[EXERCISE MATERIALS]
- - - - -

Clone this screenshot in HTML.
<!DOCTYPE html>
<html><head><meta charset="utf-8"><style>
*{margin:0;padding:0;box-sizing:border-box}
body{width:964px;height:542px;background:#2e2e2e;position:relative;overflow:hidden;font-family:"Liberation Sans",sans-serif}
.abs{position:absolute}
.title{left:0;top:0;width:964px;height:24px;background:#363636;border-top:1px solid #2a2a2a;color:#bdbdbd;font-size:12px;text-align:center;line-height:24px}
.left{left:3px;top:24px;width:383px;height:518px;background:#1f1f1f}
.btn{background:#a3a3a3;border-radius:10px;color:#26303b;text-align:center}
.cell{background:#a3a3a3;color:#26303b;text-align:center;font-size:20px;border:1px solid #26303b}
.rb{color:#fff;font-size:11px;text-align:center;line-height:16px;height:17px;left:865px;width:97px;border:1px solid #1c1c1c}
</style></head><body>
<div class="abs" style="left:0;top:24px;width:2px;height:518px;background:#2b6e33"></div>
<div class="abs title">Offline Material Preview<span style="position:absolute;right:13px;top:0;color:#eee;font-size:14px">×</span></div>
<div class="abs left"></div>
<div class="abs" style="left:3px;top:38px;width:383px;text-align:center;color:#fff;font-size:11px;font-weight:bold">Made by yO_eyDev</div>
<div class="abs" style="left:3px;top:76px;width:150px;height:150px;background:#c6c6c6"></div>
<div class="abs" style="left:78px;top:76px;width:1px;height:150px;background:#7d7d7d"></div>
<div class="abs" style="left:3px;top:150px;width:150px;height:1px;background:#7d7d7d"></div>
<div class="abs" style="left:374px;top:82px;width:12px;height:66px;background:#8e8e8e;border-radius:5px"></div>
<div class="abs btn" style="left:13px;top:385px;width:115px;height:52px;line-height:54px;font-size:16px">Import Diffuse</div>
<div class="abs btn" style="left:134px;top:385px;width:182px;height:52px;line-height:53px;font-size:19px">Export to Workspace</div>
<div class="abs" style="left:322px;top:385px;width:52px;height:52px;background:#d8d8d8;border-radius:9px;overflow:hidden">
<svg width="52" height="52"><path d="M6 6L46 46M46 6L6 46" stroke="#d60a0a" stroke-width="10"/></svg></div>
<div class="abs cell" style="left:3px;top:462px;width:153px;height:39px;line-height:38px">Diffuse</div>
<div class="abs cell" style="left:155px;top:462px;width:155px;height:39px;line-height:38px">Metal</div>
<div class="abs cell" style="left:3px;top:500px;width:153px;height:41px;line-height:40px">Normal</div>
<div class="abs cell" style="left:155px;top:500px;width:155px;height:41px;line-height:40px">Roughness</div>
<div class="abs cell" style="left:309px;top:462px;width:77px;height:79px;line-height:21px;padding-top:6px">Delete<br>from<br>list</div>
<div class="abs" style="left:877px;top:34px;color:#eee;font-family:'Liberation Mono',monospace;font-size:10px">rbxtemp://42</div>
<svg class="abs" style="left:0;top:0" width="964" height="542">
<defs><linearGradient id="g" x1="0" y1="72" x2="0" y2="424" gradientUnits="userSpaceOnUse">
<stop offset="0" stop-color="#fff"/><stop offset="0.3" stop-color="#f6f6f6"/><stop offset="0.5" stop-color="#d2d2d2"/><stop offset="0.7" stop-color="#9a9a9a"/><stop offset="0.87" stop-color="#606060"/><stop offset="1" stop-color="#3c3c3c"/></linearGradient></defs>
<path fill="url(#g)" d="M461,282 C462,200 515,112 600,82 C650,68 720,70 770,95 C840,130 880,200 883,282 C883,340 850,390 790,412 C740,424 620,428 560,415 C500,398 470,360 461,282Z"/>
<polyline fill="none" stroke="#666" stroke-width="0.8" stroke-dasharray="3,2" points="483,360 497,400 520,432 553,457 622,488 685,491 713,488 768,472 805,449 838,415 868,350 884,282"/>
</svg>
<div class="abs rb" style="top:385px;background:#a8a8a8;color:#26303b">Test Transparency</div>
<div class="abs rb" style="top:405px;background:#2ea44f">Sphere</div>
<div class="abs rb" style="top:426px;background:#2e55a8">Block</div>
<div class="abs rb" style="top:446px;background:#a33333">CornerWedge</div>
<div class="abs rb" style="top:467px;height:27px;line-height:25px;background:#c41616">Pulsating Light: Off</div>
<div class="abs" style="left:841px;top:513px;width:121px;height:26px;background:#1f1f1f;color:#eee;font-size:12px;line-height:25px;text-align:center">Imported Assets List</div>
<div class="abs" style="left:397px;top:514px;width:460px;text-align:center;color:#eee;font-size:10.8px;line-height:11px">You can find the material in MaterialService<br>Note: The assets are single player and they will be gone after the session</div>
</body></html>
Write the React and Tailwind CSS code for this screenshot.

- - - - -

[OBJECTIVE] Above are records; say how many of their lines contain the word "this", giving only the number.

[THE RESULT] 2